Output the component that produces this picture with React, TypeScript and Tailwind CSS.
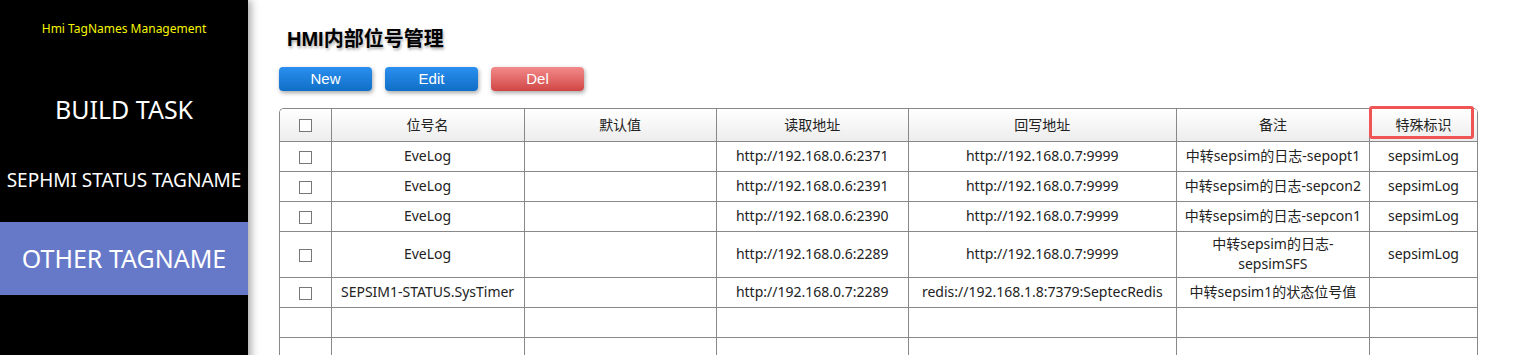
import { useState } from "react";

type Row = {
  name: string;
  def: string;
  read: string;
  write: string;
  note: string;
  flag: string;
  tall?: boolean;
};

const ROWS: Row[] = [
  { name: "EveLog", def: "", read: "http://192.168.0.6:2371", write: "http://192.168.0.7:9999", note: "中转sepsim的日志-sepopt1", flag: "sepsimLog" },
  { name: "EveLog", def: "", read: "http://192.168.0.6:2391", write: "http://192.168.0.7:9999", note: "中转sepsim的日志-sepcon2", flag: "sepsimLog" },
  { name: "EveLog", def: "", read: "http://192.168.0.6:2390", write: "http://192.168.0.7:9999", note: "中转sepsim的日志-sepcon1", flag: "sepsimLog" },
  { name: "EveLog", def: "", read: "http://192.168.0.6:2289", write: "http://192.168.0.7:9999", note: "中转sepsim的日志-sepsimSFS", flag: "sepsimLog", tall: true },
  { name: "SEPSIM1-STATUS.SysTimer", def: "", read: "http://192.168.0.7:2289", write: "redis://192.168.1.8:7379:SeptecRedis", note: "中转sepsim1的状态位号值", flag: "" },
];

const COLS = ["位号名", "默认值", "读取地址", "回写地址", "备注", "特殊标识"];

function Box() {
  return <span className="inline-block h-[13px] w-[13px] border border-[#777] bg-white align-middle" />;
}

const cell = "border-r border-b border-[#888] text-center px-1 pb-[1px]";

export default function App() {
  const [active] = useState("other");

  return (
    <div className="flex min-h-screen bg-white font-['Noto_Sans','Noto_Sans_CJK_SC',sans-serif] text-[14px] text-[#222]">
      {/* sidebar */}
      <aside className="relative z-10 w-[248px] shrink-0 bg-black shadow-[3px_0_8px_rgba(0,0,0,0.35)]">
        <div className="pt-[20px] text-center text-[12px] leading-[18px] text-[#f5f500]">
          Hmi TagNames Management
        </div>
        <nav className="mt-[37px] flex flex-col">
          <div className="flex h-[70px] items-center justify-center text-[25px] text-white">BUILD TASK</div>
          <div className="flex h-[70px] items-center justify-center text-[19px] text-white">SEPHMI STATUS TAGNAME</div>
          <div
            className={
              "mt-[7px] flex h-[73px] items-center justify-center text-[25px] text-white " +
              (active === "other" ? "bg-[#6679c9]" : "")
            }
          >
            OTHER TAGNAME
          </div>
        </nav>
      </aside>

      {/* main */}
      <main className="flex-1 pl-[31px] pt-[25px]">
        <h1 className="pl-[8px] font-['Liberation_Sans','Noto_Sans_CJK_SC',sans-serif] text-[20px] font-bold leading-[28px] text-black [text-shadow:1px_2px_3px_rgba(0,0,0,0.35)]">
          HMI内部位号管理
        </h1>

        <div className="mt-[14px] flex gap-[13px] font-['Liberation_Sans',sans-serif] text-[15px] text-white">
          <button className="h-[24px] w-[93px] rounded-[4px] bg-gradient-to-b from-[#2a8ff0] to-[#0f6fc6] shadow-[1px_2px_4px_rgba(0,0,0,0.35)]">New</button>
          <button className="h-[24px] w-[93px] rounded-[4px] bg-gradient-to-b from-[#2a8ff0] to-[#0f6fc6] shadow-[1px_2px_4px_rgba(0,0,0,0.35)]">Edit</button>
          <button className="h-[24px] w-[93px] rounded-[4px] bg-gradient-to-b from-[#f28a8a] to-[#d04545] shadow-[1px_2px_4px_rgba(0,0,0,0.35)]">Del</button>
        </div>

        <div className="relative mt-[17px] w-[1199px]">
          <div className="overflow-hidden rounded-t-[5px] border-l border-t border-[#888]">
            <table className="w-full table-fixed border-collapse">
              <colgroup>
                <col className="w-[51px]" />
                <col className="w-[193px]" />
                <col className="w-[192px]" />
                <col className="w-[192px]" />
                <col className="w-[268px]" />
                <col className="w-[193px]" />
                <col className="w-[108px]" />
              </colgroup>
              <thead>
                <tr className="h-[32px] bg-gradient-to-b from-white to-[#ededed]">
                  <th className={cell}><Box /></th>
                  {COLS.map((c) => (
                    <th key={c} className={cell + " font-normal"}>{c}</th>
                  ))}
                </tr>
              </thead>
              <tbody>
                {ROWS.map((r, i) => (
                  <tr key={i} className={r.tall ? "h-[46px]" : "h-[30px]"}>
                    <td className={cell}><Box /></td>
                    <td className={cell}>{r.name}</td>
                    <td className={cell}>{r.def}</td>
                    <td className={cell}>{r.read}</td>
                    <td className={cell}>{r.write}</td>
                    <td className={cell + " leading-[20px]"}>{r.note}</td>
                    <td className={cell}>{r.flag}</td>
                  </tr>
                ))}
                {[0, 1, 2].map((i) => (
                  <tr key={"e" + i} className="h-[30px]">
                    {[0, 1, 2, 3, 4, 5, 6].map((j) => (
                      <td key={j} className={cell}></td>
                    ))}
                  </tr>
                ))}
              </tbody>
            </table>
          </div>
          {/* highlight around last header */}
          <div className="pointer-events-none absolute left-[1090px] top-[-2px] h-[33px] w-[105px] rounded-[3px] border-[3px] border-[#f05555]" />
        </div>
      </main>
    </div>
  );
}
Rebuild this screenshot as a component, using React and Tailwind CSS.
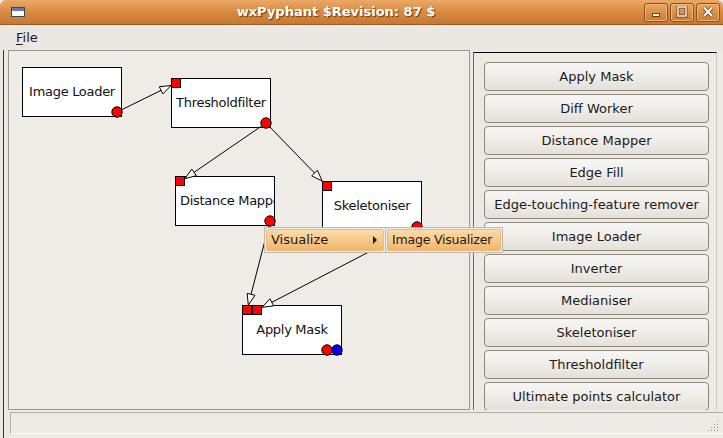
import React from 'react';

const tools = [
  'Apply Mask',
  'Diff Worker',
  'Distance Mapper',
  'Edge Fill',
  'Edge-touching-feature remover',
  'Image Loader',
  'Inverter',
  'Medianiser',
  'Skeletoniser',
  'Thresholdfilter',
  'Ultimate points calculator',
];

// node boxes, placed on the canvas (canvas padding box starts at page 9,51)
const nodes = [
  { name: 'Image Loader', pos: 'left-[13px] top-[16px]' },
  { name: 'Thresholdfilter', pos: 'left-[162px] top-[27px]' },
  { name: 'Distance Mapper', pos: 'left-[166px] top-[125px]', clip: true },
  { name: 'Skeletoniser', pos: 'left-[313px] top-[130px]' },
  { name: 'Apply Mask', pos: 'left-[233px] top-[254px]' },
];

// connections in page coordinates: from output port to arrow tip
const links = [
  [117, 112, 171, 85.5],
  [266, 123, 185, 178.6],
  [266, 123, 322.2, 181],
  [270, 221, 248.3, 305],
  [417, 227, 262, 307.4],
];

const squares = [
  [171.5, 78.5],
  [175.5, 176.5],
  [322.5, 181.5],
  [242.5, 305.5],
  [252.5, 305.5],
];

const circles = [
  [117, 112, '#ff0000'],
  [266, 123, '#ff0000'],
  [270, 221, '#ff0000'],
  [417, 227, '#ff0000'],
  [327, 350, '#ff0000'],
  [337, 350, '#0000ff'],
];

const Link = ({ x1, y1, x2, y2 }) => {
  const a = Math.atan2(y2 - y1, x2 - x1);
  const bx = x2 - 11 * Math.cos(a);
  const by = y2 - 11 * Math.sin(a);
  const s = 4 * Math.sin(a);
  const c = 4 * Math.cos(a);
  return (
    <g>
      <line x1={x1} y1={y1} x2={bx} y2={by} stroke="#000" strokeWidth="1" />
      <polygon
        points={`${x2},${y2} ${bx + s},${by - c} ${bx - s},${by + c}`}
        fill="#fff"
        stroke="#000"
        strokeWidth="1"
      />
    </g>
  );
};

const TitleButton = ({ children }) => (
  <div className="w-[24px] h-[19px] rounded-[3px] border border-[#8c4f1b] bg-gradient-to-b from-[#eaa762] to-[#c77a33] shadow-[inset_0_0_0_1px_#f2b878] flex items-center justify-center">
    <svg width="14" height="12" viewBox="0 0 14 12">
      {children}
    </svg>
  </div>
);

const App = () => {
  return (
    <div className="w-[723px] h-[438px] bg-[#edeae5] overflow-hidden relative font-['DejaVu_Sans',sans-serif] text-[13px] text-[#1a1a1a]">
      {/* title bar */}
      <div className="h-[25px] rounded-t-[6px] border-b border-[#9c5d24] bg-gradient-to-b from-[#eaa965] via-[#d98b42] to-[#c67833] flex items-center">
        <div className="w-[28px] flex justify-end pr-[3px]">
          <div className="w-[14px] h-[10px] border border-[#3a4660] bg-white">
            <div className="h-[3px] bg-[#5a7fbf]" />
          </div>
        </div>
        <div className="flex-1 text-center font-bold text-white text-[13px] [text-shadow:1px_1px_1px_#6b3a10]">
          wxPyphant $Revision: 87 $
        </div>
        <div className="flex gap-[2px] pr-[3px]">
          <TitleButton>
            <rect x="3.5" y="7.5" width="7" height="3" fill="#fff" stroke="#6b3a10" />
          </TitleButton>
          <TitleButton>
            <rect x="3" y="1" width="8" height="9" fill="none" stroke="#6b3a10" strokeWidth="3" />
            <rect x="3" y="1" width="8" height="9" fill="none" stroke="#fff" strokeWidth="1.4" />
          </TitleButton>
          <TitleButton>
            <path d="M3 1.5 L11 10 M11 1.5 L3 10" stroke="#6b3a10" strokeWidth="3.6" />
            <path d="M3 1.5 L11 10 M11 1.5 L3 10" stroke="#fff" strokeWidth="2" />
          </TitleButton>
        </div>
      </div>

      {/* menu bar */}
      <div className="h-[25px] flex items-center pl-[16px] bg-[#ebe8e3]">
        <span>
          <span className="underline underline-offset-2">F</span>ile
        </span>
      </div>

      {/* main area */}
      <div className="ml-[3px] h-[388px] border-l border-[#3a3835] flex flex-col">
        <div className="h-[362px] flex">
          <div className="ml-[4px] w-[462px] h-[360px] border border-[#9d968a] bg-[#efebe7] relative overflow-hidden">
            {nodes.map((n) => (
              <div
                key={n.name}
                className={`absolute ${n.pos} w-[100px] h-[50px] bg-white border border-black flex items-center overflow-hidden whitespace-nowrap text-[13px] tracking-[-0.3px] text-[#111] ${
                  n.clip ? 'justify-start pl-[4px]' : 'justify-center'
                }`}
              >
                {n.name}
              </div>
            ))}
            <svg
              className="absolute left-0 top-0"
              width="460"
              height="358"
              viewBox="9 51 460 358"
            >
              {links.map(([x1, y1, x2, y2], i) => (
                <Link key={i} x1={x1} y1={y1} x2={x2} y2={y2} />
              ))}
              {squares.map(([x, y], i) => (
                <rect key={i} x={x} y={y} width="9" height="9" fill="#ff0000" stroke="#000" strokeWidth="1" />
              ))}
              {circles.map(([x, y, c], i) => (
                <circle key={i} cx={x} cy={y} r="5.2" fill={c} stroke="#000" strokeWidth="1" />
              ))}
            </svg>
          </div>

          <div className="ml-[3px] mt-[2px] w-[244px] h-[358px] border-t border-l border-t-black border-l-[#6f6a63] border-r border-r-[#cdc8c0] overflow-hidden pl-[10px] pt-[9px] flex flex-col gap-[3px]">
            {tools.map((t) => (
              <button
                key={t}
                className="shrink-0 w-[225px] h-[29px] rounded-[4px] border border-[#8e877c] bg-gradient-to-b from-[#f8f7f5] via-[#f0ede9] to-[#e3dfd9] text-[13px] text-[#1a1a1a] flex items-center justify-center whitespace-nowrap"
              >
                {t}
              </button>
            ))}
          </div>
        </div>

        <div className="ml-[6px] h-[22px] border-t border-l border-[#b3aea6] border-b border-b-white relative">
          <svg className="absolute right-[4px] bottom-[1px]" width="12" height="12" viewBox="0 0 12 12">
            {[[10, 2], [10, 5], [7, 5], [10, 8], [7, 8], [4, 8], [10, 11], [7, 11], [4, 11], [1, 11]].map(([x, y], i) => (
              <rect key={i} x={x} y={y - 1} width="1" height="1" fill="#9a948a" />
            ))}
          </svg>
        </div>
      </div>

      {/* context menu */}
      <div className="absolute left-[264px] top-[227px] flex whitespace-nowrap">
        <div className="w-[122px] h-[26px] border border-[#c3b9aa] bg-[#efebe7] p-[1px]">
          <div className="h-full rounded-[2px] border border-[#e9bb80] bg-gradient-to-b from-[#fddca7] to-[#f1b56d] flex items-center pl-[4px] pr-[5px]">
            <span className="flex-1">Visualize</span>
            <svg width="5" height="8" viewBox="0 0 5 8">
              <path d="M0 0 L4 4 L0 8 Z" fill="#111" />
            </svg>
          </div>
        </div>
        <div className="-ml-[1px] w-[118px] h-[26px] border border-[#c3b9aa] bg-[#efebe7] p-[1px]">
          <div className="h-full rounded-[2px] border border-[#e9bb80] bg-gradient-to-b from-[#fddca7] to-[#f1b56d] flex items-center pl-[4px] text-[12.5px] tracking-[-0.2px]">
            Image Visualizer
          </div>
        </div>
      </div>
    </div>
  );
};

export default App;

- _What the task requires_: From the records above, copy exactly the lines starting at the one with "Rebuild this screenshot" and ending at the one with "import React from 'react';", and no others. Pictures stay out.

- _Expected output_:
Rebuild this screenshot as a component, using React and Tailwind CSS.
import React from 'react';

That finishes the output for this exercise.